C'est La Mort

An ominous post title, but really just a lighthearted jab at the kind of work that I'm currently involved in  - the curating of the entire studio stock. No small task when you include all the digital files and data accumulated over the years, and the editorials and random notes that have gone flying into digital shoeboxes for future examination - and the future is here. Along with this mammoth task is the actual sorting and organisation of years of sketches, half-finished works, a thousand scribbled ideas and late-night mutterings that have no listing, no order - and I can't always be sure where anything is. Especially after having moved house twice in the past couple of years. Now the plan is to have everything completely set in its place within the studio, clearly labelled, indexed and filed.

To that end, I found a method of creating simple keycards for use in both my filing and my social media, to keep images and data together - one of the greatest difficulties that I've experienced in keeping digital records was having an image to relate to a text document without having to create an enormous file. Another solution that was needed was a way for clients to be able to easily refer to works that they had seen, and a method for them to easily share information with someone else. Enter the keycard - a simple text reference to the status of the real artwork, with an image to let me know which piece it's referring to.

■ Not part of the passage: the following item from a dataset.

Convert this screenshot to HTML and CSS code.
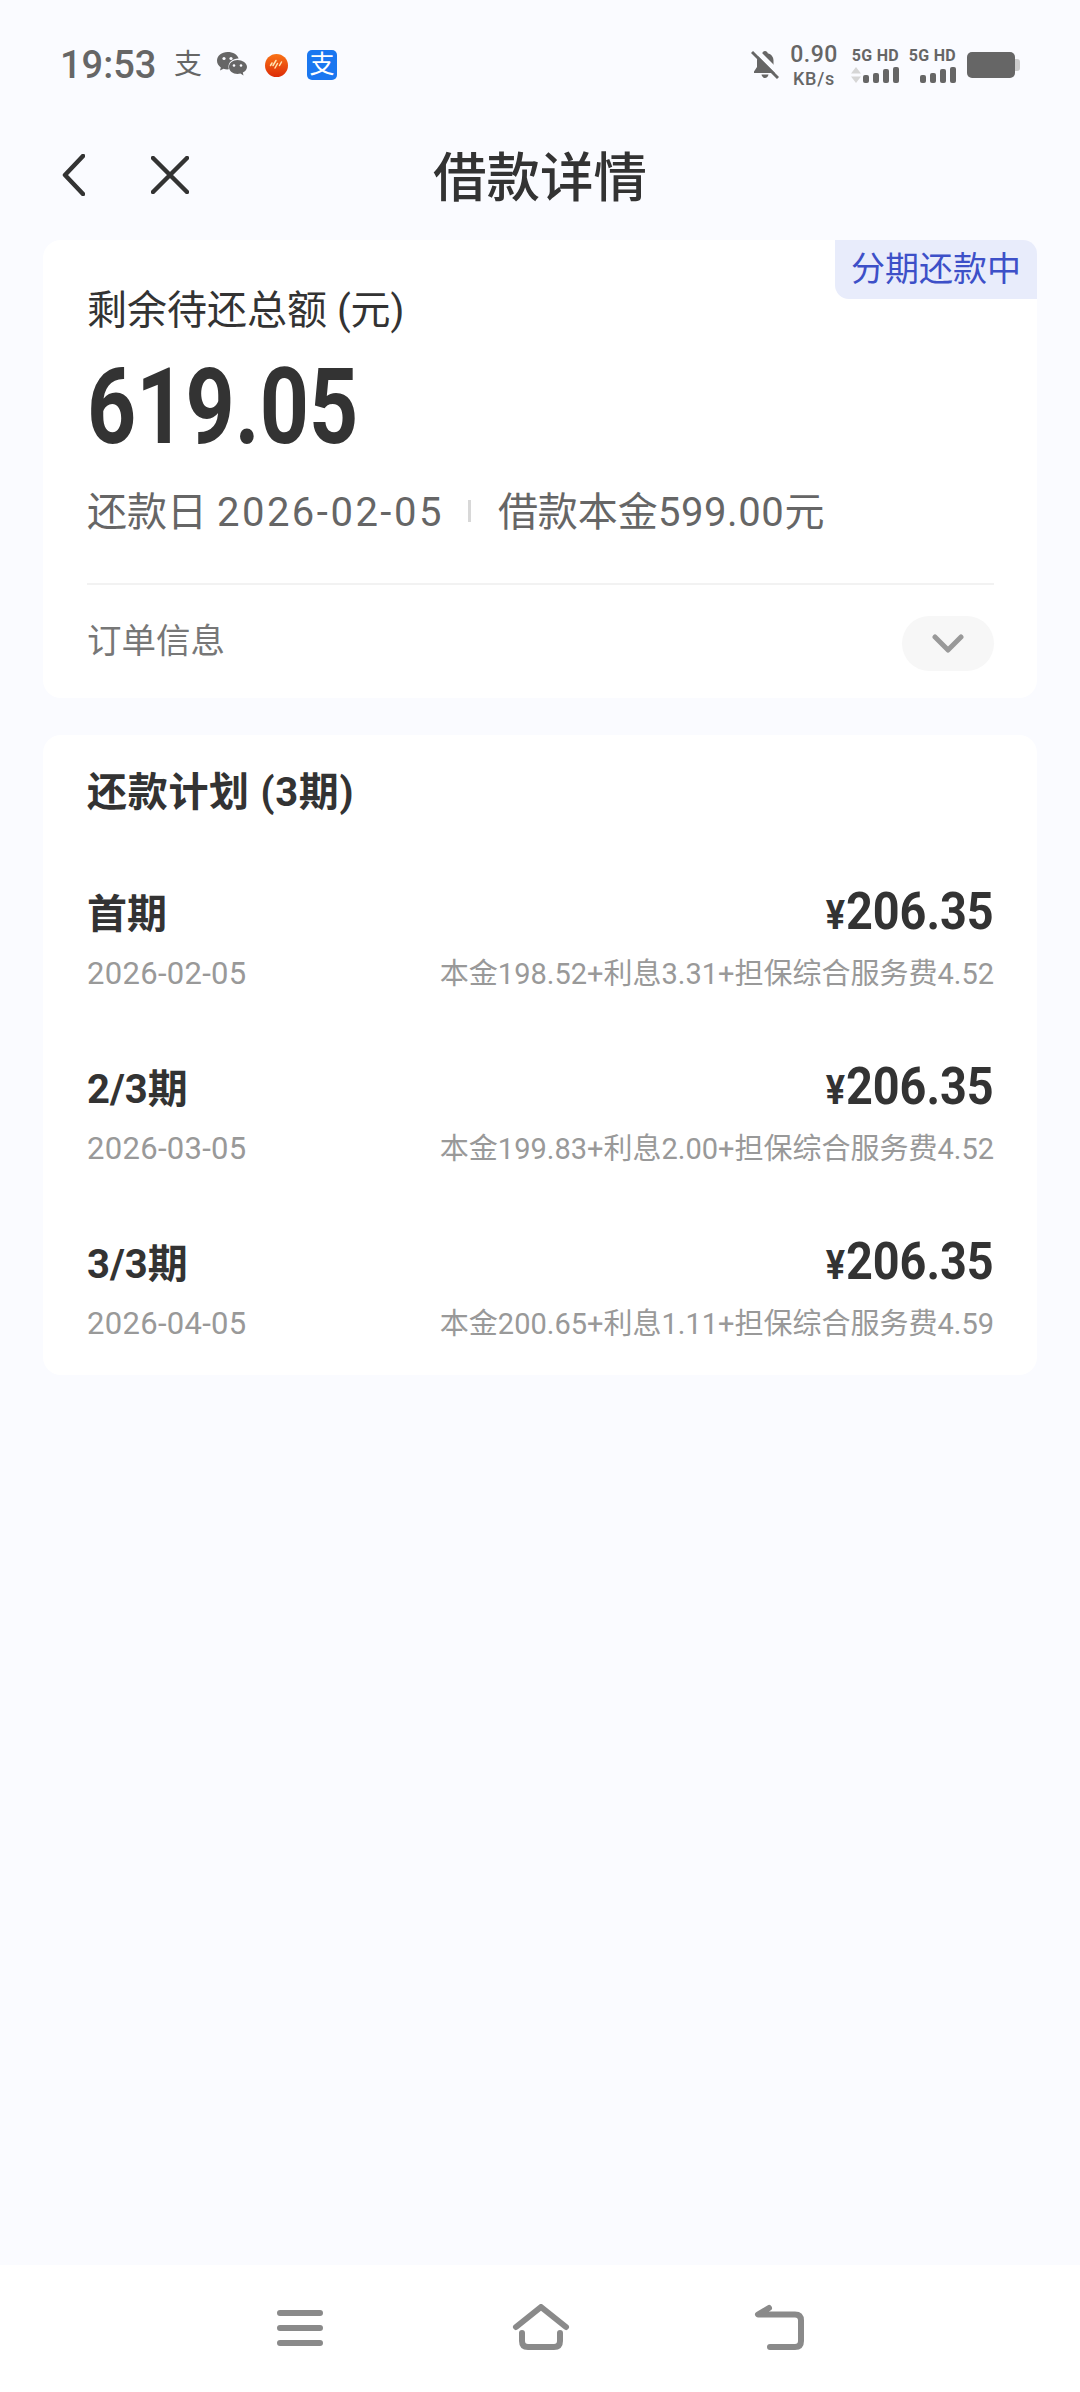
FILE: index.html
```html
<!DOCTYPE html>
<html lang="zh-CN">
<head>
  <meta charset="UTF-8">
  <meta name="viewport" content="width=device-width, initial-scale=1.0">
  <title>借款详情</title>
  <link rel="stylesheet" href="styles.css">
</head>
<body>

<!-- 状态栏 -->
<div class="status-bar">
  <div class="status-left">
    <span class="time">19:53</span>
    <span class="notify-zhi">支</span>
    <svg class="icon-wechat" width="30" height="26" viewBox="0 0 30 26">
      <path class="wechat-back" d="M10.500 0C4.700 0 0 3.900 0 8.700c0 2.700 1.500 5.100 3.800 6.700L3 18.500l3.500-1.700c1.200.4 2.500.6 3.900.6.500 0 1-.1 1.500-.1-.3-.9-.4-1.700-.4-2.500 0-4.600 4.200-8.200 9.500-8.200h.6C20.700 2.700 16 0 10.500 0z"/>
      <path class="wechat-back" d="M20.500 8C15.800 8 12 11.100 12 15s3.800 7 8.500 7c1 0 2-.1 2.900-.4l3.100 1.900-.7-2.900c2.500-1.300 4.200-3.400 4.200-5.600 0-3.900-4.700-7-9.500-7z"/>
      <circle class="wechat-eye" cx="7" cy="6.500" r="1.600"/>
      <circle class="wechat-eye" cx="14" cy="6.500" r="1.600"/>
      <circle class="wechat-eye" cx="17" cy="13.500" r="1.300"/>
      <circle class="wechat-eye" cx="24" cy="13.500" r="1.300"/>
    </svg>
    <svg class="icon-orange" width="23" height="23" viewBox="0 0 23 23">
      <defs>
        <linearGradient id="orangeFill" x1="0" y1="0" x2="0" y2="1">
          <stop offset="0" stop-color="#f97316"/>
          <stop offset="1" stop-color="#dd2c08"/>
        </linearGradient>
      </defs>
      <circle cx="11.500" cy="11.500" r="11.500" fill="url(#orangeFill)"/>
      <path d="M7 9l-1.500 2.500M11 6.500l-3 5M12.500 9.500l-2.500 4.500M16.500 8l-2 3.500" stroke="#ffe3b0" stroke-width="1.500" stroke-linecap="round" fill="none"/>
    </svg>
    <span class="alipay-tile">支</span>
  </div>
  <div class="status-right">
    <svg class="icon-bell" width="28" height="30" viewBox="0 0 28 30">
      <path d="M14 1c-1.500 0-2.500 1-2.700 2.200C7.800 4.200 6 7 6 10.500V17l-3 4.500v1.500h22v-1.500L22.500 18V10.500c0-3.500-2-6.300-5.800-7.300C16.500 2 15.500 1 14 1zM10.500 24.500c.4 2 1.800 3.500 3.500 3.500s3.100-1.500 3.500-3.500z"/>
      <path class="bell-cut" d="M1 1.500l26 26"/>
      <path class="bell-slash" d="M1 2l26 26"/>
    </svg>
    <div class="net-speed">
      <span class="speed-num">0.90</span>
      <span class="speed-unit">KB/s</span>
    </div>
    <div class="sim">
      <span class="sim-label">5G HD</span>
      <div class="sim-row">
        <svg class="sim-arrows" width="10" height="16" viewBox="0 0 10 16">
          <path d="M5 0l5 6.500H0zM5 16l5-6.500H0z"/>
        </svg>
        <div class="bars"><i class="bar-1"></i><i class="bar-2"></i><i class="bar-3"></i><i class="bar-4"></i></div>
      </div>
    </div>
    <div class="sim">
      <span class="sim-label">5G HD</span>
      <div class="sim-row">
        <div class="bars"><i class="bar-1"></i><i class="bar-2"></i><i class="bar-3"></i><i class="bar-4"></i></div>
      </div>
    </div>
    <div class="battery"><div class="battery-body"></div><div class="battery-nub"></div></div>
  </div>
</div>

<!-- 标题栏 -->
<div class="title-bar">
  <div class="title-actions">
    <svg class="icon-back" width="23" height="42" viewBox="0 0 23 42">
      <path d="M21 2L3 21l18 19"/>
    </svg>
    <svg class="icon-close" width="38" height="38" viewBox="0 0 38 38">
      <path d="M2 2l34 34M36 2L2 36"/>
    </svg>
  </div>
  <h1 class="page-title">借款详情</h1>
  <div></div>
</div>

<div class="content">
  <!-- 待还总额 -->
  <section class="card summary">
    <span class="badge">分期还款中</span>
    <div class="summary-label">剩余待还总额 (元)</div>
    <div class="summary-amount">619.05</div>
    <div class="summary-meta">
      <span>还款日 <span class="meta-date">2026-02-05</span></span>
      <i class="meta-sep"></i>
      <span>借款本金<span class="meta-money">599.00</span>元</span>
    </div>
    <div class="order-row">
      <span class="order-label">订单信息</span>
      <span class="expand-btn">
        <svg width="32" height="20" viewBox="0 0 32 20"><path d="M3 3l13 13L29 3"/></svg>
      </span>
    </div>
  </section>

  <!-- 还款计划 -->
  <section class="card plan">
    <h2 class="plan-title">还款计划 (3期)</h2>
    <div class="plan-row">
      <div class="plan-line">
        <span class="plan-name">首期</span>
        <span class="plan-amount"><small>¥</small>206.35</span>
      </div>
      <div class="plan-line plan-sub">
        <span class="plan-date">2026-02-05</span>
        <span>本金198.52+利息3.31+担保综合服务费4.52</span>
      </div>
    </div>
    <div class="plan-row">
      <div class="plan-line">
        <span class="plan-name">2/3期</span>
        <span class="plan-amount"><small>¥</small>206.35</span>
      </div>
      <div class="plan-line plan-sub">
        <span class="plan-date">2026-03-05</span>
        <span>本金199.83+利息2.00+担保综合服务费4.52</span>
      </div>
    </div>
    <div class="plan-row">
      <div class="plan-line">
        <span class="plan-name">3/3期</span>
        <span class="plan-amount"><small>¥</small>206.35</span>
      </div>
      <div class="plan-line plan-sub">
        <span class="plan-date">2026-04-05</span>
        <span>本金200.65+利息1.11+担保综合服务费4.59</span>
      </div>
    </div>
  </section>
</div>

<!-- 底部导航 -->
<div class="nav-bar">
  <svg class="nav-icon" width="48" height="44" viewBox="0 0 48 44">
    <path d="M4 9h40M4 24h40M4 39h40"/>
  </svg>
  <svg class="nav-icon nav-home" width="60" height="46" viewBox="0 0 60 46">
    <path d="M5 23L30 3l25 20"/>
    <path d="M11 29v8q0 6 6 6h26q6 0 6-6v-8"/>
  </svg>
  <svg class="nav-icon" width="52" height="46" viewBox="0 0 52 46">
    <path d="M16 4L5 10.500h37q6 0 6 6V37q0 6-6 6H17"/>
  </svg>
</div>

</body>
</html>
```
FILE: styles.css
```css
* {
  box-sizing: border-box;
}

body {
  margin: 0;
  width: 1080px;
  height: 2392px;
  display: flex;
  flex-direction: column;
  overflow: hidden;
  background-color: #fafbff;
  color: #333;
  font-family: Roboto, "Noto Sans CJK SC", sans-serif;
}

/* status bar */
.status-bar {
  height: 110px;
  padding: 20px 60px 0 60px;
  display: flex;
  align-items: center;
  justify-content: space-between;
  color: #666;
}

.status-left,
.status-right {
  display: flex;
  align-items: center;
}

.time {
  font-size: 38px;
  font-weight: 500;
  width: 114px;
}

.notify-zhi {
  font-size: 28px;
  width: 43px;
  line-height: 30px;
}

.icon-wechat {
  fill: #666;
  margin-right: 18px;
}

.wechat-eye {
  fill: #fafbff;
}

.icon-orange {
  margin-right: 19px;
}

.alipay-tile {
  width: 30px;
  height: 30px;
  background-color: #1a77f0;
  border-radius: 5px;
  color: #fff;
  font-size: 25px;
  line-height: 29px;
  text-align: center;
}

.icon-bell {
  fill: #666;
  margin-right: 11px;
}

.bell-cut {
  stroke: #fafbff;
  stroke-width: 5;
  transform: translate(3px, -2px);
}

.bell-slash {
  stroke: #666;
  stroke-width: 3;
}

.net-speed {
  display: flex;
  flex-direction: column;
  align-items: center;
  width: 48px;
  margin-right: 13px;
}

.speed-num {
  font-size: 23px;
  line-height: 27px;
  font-weight: 500;
  letter-spacing: 0.500px;
}

.speed-unit {
  font-size: 18px;
  line-height: 21px;
  font-weight: 500;
  letter-spacing: 0.800px;
}

.sim {
  display: flex;
  flex-direction: column;
  align-items: flex-end;
  width: 48px;
  margin-right: 9px;
}

.sim-label {
  font-size: 16px;
  line-height: 18px;
  font-weight: 700;
  letter-spacing: 0.300px;
  white-space: nowrap;
}

.sim-row {
  display: flex;
  align-items: flex-end;
  justify-content: space-between;
  width: 100%;
  height: 18px;
}

.sim-arrows {
  fill: #d6d6d6;
}

.bars {
  display: flex;
  align-items: flex-end;
  gap: 4px;
  margin-left: auto;
}

.bars i {
  display: block;
  width: 6px;
  background-color: #666;
  border-radius: 2px;
}

.bar-1 { height: 8px; }
.bar-2 { height: 10px; }
.bar-3 { height: 14px; }
.bar-4 { height: 16px; }

.battery {
  display: flex;
  align-items: center;
  margin-left: 2px;
}

.battery-body {
  width: 48px;
  height: 26px;
  background-color: #666;
  border-radius: 5px;
}

.battery-nub {
  width: 5px;
  height: 12px;
  background-color: #ccc;
  border-radius: 0 3px 3px 0;
}

/* title bar */
.title-bar {
  height: 130px;
  display: grid;
  grid-template-columns: 1fr auto 1fr;
  align-items: center;
}

.title-actions {
  display: flex;
  align-items: center;
  gap: 66px;
  padding-left: 62px;
}

.icon-back path,
.icon-close path {
  fill: none;
  stroke: #333;
  stroke-width: 4.500;
  stroke-linecap: round;
  stroke-linejoin: round;
}

.page-title {
  margin: 0 0 3px 0;
  font-size: 53.500px;
  font-weight: 500;
}

/* cards */
.content {
  flex: 1;
  padding: 0 43px;
  display: flex;
  flex-direction: column;
  gap: 37px;
}

.card {
  background-color: #fff;
  border-radius: 18px;
  padding: 0 43px 0 44px;
}

.summary {
  position: relative;
  height: 458px;
}

.badge {
  position: absolute;
  top: 0;
  right: 0;
  width: 202px;
  height: 59px;
  background-color: #e8ecfb;
  border-radius: 0 14px 0 14px;
  color: #3d50c8;
  font-size: 34px;
  line-height: 58px;
  text-align: center;
}

.summary-label {
  padding-top: 45px;
  font-size: 40px;
  line-height: 52px;
}

.summary-amount {
  margin-top: 14px;
  font-size: 106px;
  font-weight: 700;
  line-height: 112px;
  width: max-content;
  transform: scaleX(0.81);
  transform-origin: left center;
}

.summary-meta {
  margin-top: 18px;
  height: 56px;
  display: flex;
  align-items: center;
  color: #666;
  font-size: 40px;
}

.meta-date {
  letter-spacing: 2.500px;
}

.meta-money {
  letter-spacing: 0.600px;
}

.meta-sep {
  width: 3px;
  height: 22px;
  margin: 4px 27px 0 24px;
  background-color: #d8d8d8;
}

.order-row {
  margin-top: 46px;
  height: 110px;
  border-top: 2px solid #f2f2f2;
  display: flex;
  align-items: center;
  justify-content: space-between;
}

.order-label {
  margin-top: -3px;
  color: #777;
  font-size: 34.500px;
}

.expand-btn {
  width: 92px;
  height: 55px;
  margin-top: 9px;
  border-radius: 28px;
  background-color: #f7f7f7;
  display: flex;
  align-items: center;
  justify-content: center;
}

.expand-btn path {
  fill: none;
  stroke: #999;
  stroke-width: 5;
  stroke-linecap: round;
  stroke-linejoin: round;
}

.plan {
  height: 640px;
}

.plan-title {
  margin: 0;
  padding-top: 32px;
  font-size: 40px;
  font-weight: 700;
  letter-spacing: 0.700px;
  line-height: 52px;
}

.plan-row {
  height: 175px;
}

.plan-line {
  display: flex;
  align-items: center;
  justify-content: space-between;
}

.plan-row .plan-line:first-child {
  padding-top: 60px;
  height: 124px;
}

.plan-name {
  font-size: 40px;
  font-weight: 700;
}

.plan-amount {
  font-size: 52px;
  font-weight: 700;
  transform: scaleX(0.9);
  transform-origin: right center;
}

.plan-amount small {
  font-size: 40px;
  margin-right: 1px;
}

.plan-sub {
  margin-top: 11px;
  color: #999;
  font-size: 29px;
  line-height: 40px;
}

.plan-date {
  font-size: 31px;
  letter-spacing: 0.300px;
}

/* bottom nav */
.nav-bar {
  height: 127px;
  background-color: #fff;
  display: flex;
  align-items: flex-start;
  justify-content: center;
  padding-top: 39px;
}

.nav-home {
  margin: 0 182px 0 187px;
}

.nav-icon path {
  fill: none;
  stroke: #8a8a8a;
  stroke-width: 6;
  stroke-linecap: round;
  stroke-linejoin: round;
}
```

At this stage, there are still well over a hundred works to catalogue in this fashion, and that's not including the work that has yet to be photographed - it's all very much  a work in progress. But the simplification of the process was the ultimate goal, and that's already begun to occur. Now the specifics of a work are immediately communicated to the audience, and further conversation can be had about the art itself.

Which is where we all really want to be.

The backstage is never as pretty as front of house, usually covered in the detritus of all the preparation and the labour that comes before the curtain goes up, but it's all essential to the performance.